Pendant une année ces tours ont été le théâtre de mes petites joies et peines, un théâtre involontaire et qui s’en fout, un grand bazar dont personne n’a l’inventaire et où je fourrageais avec, selon les jours, émerveillement ou déception.
Chacun y cherche son trésor en fait, comme une bande de gosses qui se déguisent avec les costumes des aïeux mangés aux mites; on fait son champ de bataille d’une pile de cartonnages; on troque une gourmette trouvée là contre un vieux ressort d’horloge. On invente un ordre à ce foutoir dans lequel on se trouve vivre, on s’y attache, on donne des noms d’amour ou d’affection aux choses, aux personnes et aux lieux.

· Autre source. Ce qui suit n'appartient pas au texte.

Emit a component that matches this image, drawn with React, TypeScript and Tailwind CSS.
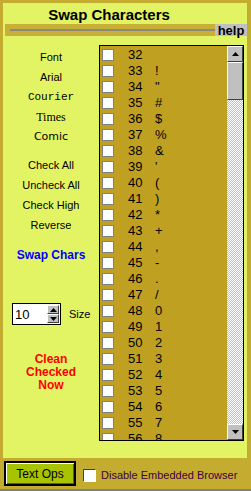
const CHARS = Array.from({ length: 25 }, (_, i) => 32 + i);

function Checkbox() {
  return <span className="block h-[12px] w-[12px] border border-[#808080] bg-white" />;
}

function Arrow({ up }: { up?: boolean }) {
  return (
    <span className="flex h-[16px] w-[16px] items-center justify-center border border-t-white border-l-white border-r-[#404040] border-b-[#404040] bg-[#c0c0c0]">
      <svg width="7" height="4" viewBox="0 0 7 4">
        <path d={up ? "M3.5 0L7 4H0z" : "M0 0h7L3.5 4z"} fill="#000" />
      </svg>
    </span>
  );
}

const label = "flex h-[20px] items-center justify-center text-[11px] text-black";

export default function App() {
  return (
    <div className="flex h-[491px] w-[251px] flex-col bg-[#c4ac30] font-['Liberation_Sans',Arial,sans-serif]">
      <div className="mx-[3px] mt-[3px] flex h-[455px] w-[244px] flex-col bg-[#e2f464]">
        {/* titulo + barra help */}
        <div className="flex h-[21px] w-[212px] items-end justify-center pb-[2px] text-[15px] font-bold leading-none text-black">
          Swap Characters
        </div>
        <div className="ml-[2px] flex h-[12px] items-center">
          <div className="flex h-full w-[210px] items-center bg-[#c8b038] pl-[5px]">
            <div className="h-[2px] w-full bg-[#8a8a7a]" />
          </div>
          <div className="flex h-full w-[32px] items-center justify-center bg-[#c0c0c0] text-[13px] font-bold leading-none text-black">
            help
          </div>
        </div>

        <div className="mt-[9px] flex">
          {/* columna izquierda */}
          <div className="flex w-[96px] flex-col">
            <div className="h-[2px]" />
            <div className={label}>Font</div>
            <div className={label}>Arial</div>
            <div className={`${label} font-['Liberation_Mono',monospace]`}>Courier</div>
            <div className={`${label} font-['Liberation_Serif',serif] text-[12px]`}>Times</div>
            <div className={`${label} font-['DejaVu_Sans',sans-serif]`}>Comic</div>
            <div className="h-[8px]" />
            <div className={label}>Check All</div>
            <div className={label}>Uncheck All</div>
            <div className={label}>Check High</div>
            <div className={label}>Reverse</div>
            <div className="h-[10px]" />
            <div className="flex h-[20px] items-center justify-center text-[12px] font-bold text-[#0000ff]">
              Swap Chars
            </div>
            <div className="h-[38px]" />
            <div className="flex items-center pl-[9px]">
              <div className="flex h-[22px] w-[49px] items-center justify-between border border-black bg-white pl-[2px] pr-[1px]">
                <span className="text-[13px] leading-none text-black">10</span>
                <div className="flex flex-col">
                  <span className="flex h-[9px] w-[12px] items-center justify-center border border-t-white border-l-white border-r-[#404040] border-b-[#404040] bg-[#c0c0c0]">
                    <svg width="7" height="4" viewBox="0 0 7 4"><path d="M3.5 0L7 4H0z" fill="#000" /></svg>
                  </span>
                  <span className="flex h-[9px] w-[12px] items-center justify-center border border-t-white border-l-white border-r-[#404040] border-b-[#404040] bg-[#c0c0c0]">
                    <svg width="7" height="4" viewBox="0 0 7 4"><path d="M0 0h7L3.5 4z" fill="#000" /></svg>
                  </span>
                </div>
              </div>
              <span className="ml-[8px] text-[11px] text-black">Size</span>
            </div>
            <div className="mt-[28px] flex flex-col items-center text-[12px] font-bold leading-[13px] text-[#ff0000]">
              <span className="block h-[13px]">Clean</span>
              <span className="block h-[13px]">Checked</span>
              <span className="block h-[13px]">Now</span>
            </div>
          </div>

          {/* lista */}
          <div className="flex h-[396px] w-[145px] border border-black bg-[#c0a020]">
            <div className="flex flex-1 flex-col overflow-hidden">
              {CHARS.map((c) => (
                <div key={c} className="flex h-[16px] shrink-0 items-center pt-[1px]">
                  <span className="ml-[2px]"><Checkbox /></span>
                  <span className="ml-[14px] w-[27px] text-[13px] leading-none text-black">{c}</span>
                  <span className="text-[13px] leading-none text-black">{c === 32 ? "" : String.fromCharCode(c)}</span>
                </div>
              ))}
            </div>
            <div className="flex w-[16px] flex-col bg-[repeating-conic-gradient(#ffffff_0%_25%,#c0c0c0_0%_50%)] bg-[length:2px_2px]">
              <Arrow up />
              <div className="h-[38px] w-[16px] border border-t-white border-l-white border-r-[#404040] border-b-[#404040] bg-[#c0c0c0]" />
              <div className="flex-1" />
              <Arrow />
            </div>
          </div>
        </div>
      </div>

      {/* barra inferior */}
      <div className="flex flex-1 items-start pl-[4px] pt-[3px]">
        <div className="flex h-[25px] w-[72px] items-center justify-center border-2 border-black bg-[#a8c400] shadow-[inset_1px_1px_0_#ffffff,inset_-1px_-1px_0_#606000] text-[12px] text-black">
          Text Ops
        </div>
        <div className="ml-[7px] mt-[6px] flex items-center">
          <span className="block h-[13px] w-[13px] border border-b-white border-r-white border-t-[#404040] border-l-[#404040] bg-white" />
          <span className="ml-[5px] text-[11px] text-[#400040]">Disable Embedded Browser</span>
        </div>
      </div>
      <div className="h-[2px] bg-[#808080]" />
    </div>
  );
}
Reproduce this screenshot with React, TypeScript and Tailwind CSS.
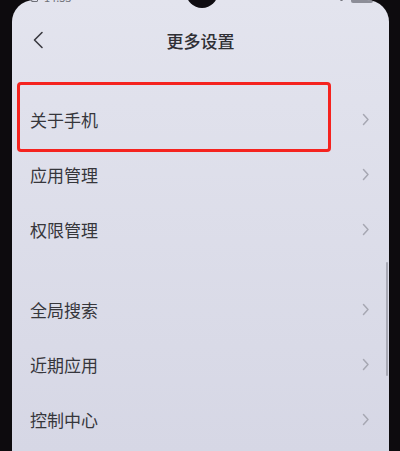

A cette gargote à crêpes dans une courette entre les tours, à son vélo grincheux, à toutes les bizarreries d’une vie transplantée là.
Et il suffit que l’on absente pour qu’une couche de sédiments – l’action des autres – se dépose sur les noms que nous avions donnés.
En deux ans Pékin a encore poussé, comme un adolescent. Et la trace matérielle de mes souvenirs a été recouverte par ces sédiments, un peu comme leur empreinte dans ma mémoire, ambrée par le temps.